* Work required
Leave out the pictures and reproduce all of the data exactly.

* Available data
**********

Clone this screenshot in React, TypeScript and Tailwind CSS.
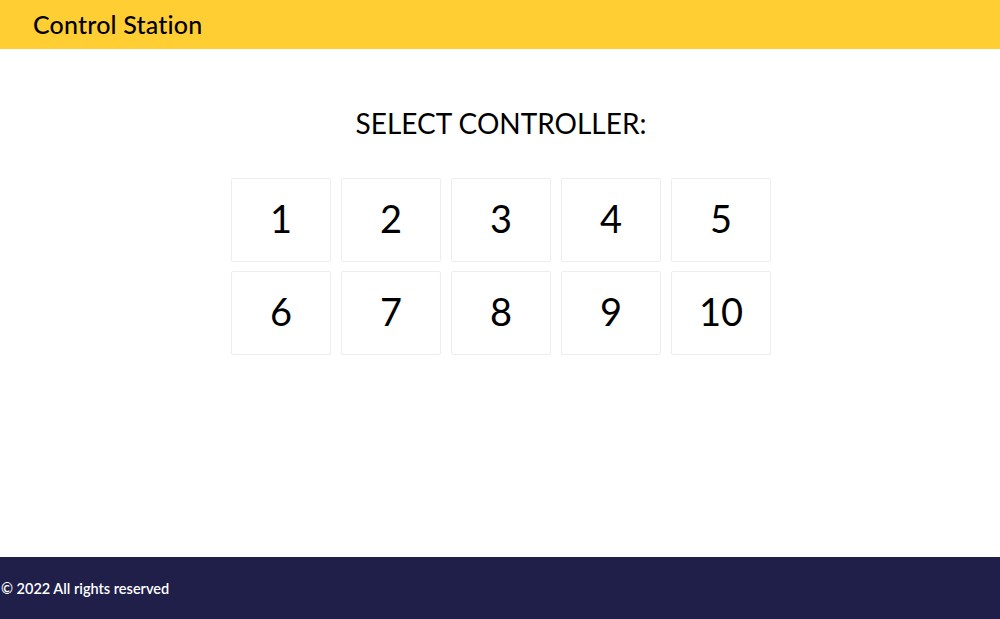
const controllers = [1, 2, 3, 4, 5, 6, 7, 8, 9, 10];

export default function App() {
  return (
    <div className="flex h-[619px] flex-col bg-white font-['Lato',sans-serif] text-black">
      <header className="flex h-[49px] shrink-0 items-center bg-[#ffce32] px-[33px]">
        <h1 className="text-[25px] leading-none font-medium tracking-[0.2px]">Control Station</h1>
      </header>

      <main className="flex flex-1 flex-col items-center pt-[58px] pl-[2px]">
        <h2 className="text-[28px] leading-[32px] font-normal">SELECT CONTROLLER:</h2>
        <div className="mt-[39px] grid grid-cols-5 gap-[9px_10px]">
          {controllers.map((n) => (
            <button
              key={n}
              className="flex h-[84px] w-[100px] items-center justify-center rounded-[2px] border border-[#ededed] bg-white pb-[3px] text-[38px] font-normal"
            >
              {n}
            </button>
          ))}
        </div>
      </main>

      <footer className="flex h-[62px] shrink-0 items-center bg-[#1f1f4a] px-px pt-[2px] text-white">
        <p className="text-[14.5px] font-semibold">© 2022 All rights reserved</p>
      </footer>
    </div>
  );
}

**********

* Answer to the problem
Clone this screenshot in React, TypeScript and Tailwind CSS.
const controllers = [1, 2, 3, 4, 5, 6, 7, 8, 9, 10];

export default function App() {
  return (
    <div className="flex h-[619px] flex-col bg-white font-['Lato',sans-serif] text-black">
      <header className="flex h-[49px] shrink-0 items-center bg-[#ffce32] px-[33px]">
        <h1 className="text-[25px] leading-none font-medium tracking-[0.2px]">Control Station</h1>
      </header>

      <main className="flex flex-1 flex-col items-center pt-[58px] pl-[2px]">
        <h2 className="text-[28px] leading-[32px] font-normal">SELECT CONTROLLER:</h2>
        <div className="mt-[39px] grid grid-cols-5 gap-[9px_10px]">
          {controllers.map((n) => (
            <button
              key={n}
              className="flex h-[84px] w-[100px] items-center justify-center rounded-[2px] border border-[#ededed] bg-white pb-[3px] text-[38px] font-normal"
            >
              {n}
            </button>
          ))}
        </div>
      </main>

      <footer className="flex h-[62px] shrink-0 items-center bg-[#1f1f4a] px-px pt-[2px] text-white">
        <p className="text-[14.5px] font-semibold">© 2022 All rights reserved</p>
      </footer>
    </div>
  );
}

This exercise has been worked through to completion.